- _Stated goal_
Exactly as written, quote every line that follows, skipping the images.

- _Recorded data_

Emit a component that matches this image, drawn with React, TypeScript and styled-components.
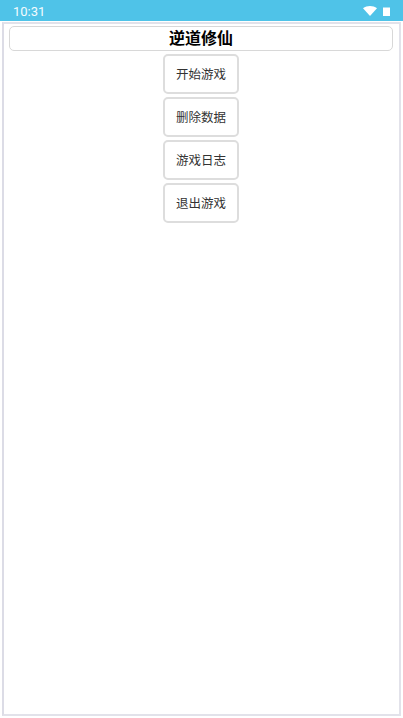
import React from "react";
import styled, { createGlobalStyle } from "styled-components";

const Global = createGlobalStyle`
  html, body { margin: 0; padding: 0; height: 100%; background: #fff; }
  #root { height: 100%; }
  * { box-sizing: border-box; }
`;

const Screen = styled.div`
  width: 403px;
  height: 718px;
  display: flex;
  flex-direction: column;
  overflow: hidden;
  font-family: "Roboto", "Noto Sans CJK SC", sans-serif;
`;

const StatusBar = styled.div`
  height: 21px;
  flex: none;
  background: #4fc3e8;
  display: flex;
  align-items: center;
  justify-content: space-between;
  padding: 2px 13px 0 13px;
  color: #f4fbfe;
  font-size: 13px;
`;

const StatusIcons = styled.div`
  display: flex;
  align-items: flex-end;
  gap: 6px;
  padding-bottom: 2px;
`;

const Frame = styled.div`
  flex: 1;
  margin: 1px 2px 2px 2px;
  border: 2px solid #e2e2ea;
  border-left-color: #dcdce6;
  padding: 2px 6px 2px 5px;
  display: flex;
  flex-direction: column;
  align-items: center;
`;

const Title = styled.div`
  width: 100%;
  height: 25px;
  border: 1px solid #d8d8d8;
  border-radius: 5px;
  font-weight: 700;
  font-size: 16px;
  line-height: 23px;
  text-align: center;
  color: #000;
`;

const Menu = styled.div`
  display: flex;
  flex-direction: column;
  gap: 3px;
  margin-top: 3px;
`;

const MenuButton = styled.button`
  width: 76px;
  height: 40px;
  background: #fff;
  border: 2px solid #dddddd;
  border-radius: 5px;
  padding: 0 0 2px;
  font-size: 12.5px;
  color: #333;
  font-family: "Roboto", "Noto Sans CJK SC", sans-serif;
`;

const items = ["开始游戏", "删除数据", "游戏日志", "退出游戏"];

export default function App() {
  return (
    <Screen>
      <Global />
      <StatusBar>
        <span>10:31</span>
        <StatusIcons>
          <svg width="14" height="10" viewBox="0 0 14 10">
            <path d="M0 2.3 C4 -0.7 10 -0.7 14 2.3 L7 10 Z" fill="#fff" />
          </svg>
          <svg width="7" height="9" viewBox="0 0 7 9">
            <path d="M0 0.5 H7 V9 H0 Z" fill="#fff" />
          </svg>
        </StatusIcons>
      </StatusBar>
      <Frame>
        <Title>逆道修仙</Title>
        <Menu>
          {items.map((t) => (
            <MenuButton key={t}>{t}</MenuButton>
          ))}
        </Menu>
      </Frame>
    </Screen>
  );
}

- _In response_
Emit a component that matches this image, drawn with React, TypeScript and styled-components.
import React from "react";
import styled, { createGlobalStyle } from "styled-components";

const Global = createGlobalStyle`
  html, body { margin: 0; padding: 0; height: 100%; background: #fff; }
  #root { height: 100%; }
  * { box-sizing: border-box; }
`;

const Screen = styled.div`
  width: 403px;
  height: 718px;
  display: flex;
  flex-direction: column;
  overflow: hidden;
  font-family: "Roboto", "Noto Sans CJK SC", sans-serif;
`;

const StatusBar = styled.div`
  height: 21px;
  flex: none;
  background: #4fc3e8;
  display: flex;
  align-items: center;
  justify-content: space-between;
  padding: 2px 13px 0 13px;
  color: #f4fbfe;
  font-size: 13px;
`;

const StatusIcons = styled.div`
  display: flex;
  align-items: flex-end;
  gap: 6px;
  padding-bottom: 2px;
`;

const Frame = styled.div`
  flex: 1;
  margin: 1px 2px 2px 2px;
  border: 2px solid #e2e2ea;
  border-left-color: #dcdce6;
  padding: 2px 6px 2px 5px;
  display: flex;
  flex-direction: column;
  align-items: center;
`;

const Title = styled.div`
  width: 100%;
  height: 25px;
  border: 1px solid #d8d8d8;
  border-radius: 5px;
  font-weight: 700;
  font-size: 16px;
  line-height: 23px;
  text-align: center;
  color: #000;
`;

const Menu = styled.div`
  display: flex;
  flex-direction: column;
  gap: 3px;
  margin-top: 3px;
`;

const MenuButton = styled.button`
  width: 76px;
  height: 40px;
  background: #fff;
  border: 2px solid #dddddd;
  border-radius: 5px;
  padding: 0 0 2px;
  font-size: 12.5px;
  color: #333;
  font-family: "Roboto", "Noto Sans CJK SC", sans-serif;
`;

const items = ["开始游戏", "删除数据", "游戏日志", "退出游戏"];

export default function App() {
  return (
    <Screen>
      <Global />
      <StatusBar>
        <span>10:31</span>
        <StatusIcons>
          <svg width="14" height="10" viewBox="0 0 14 10">
            <path d="M0 2.3 C4 -0.7 10 -0.7 14 2.3 L7 10 Z" fill="#fff" />
          </svg>
          <svg width="7" height="9" viewBox="0 0 7 9">
            <path d="M0 0.5 H7 V9 H0 Z" fill="#fff" />
          </svg>
        </StatusIcons>
      </StatusBar>
      <Frame>
        <Title>逆道修仙</Title>
        <Menu>
          {items.map((t) => (
            <MenuButton key={t}>{t}</MenuButton>
          ))}
        </Menu>
      </Frame>
    </Screen>
  );
}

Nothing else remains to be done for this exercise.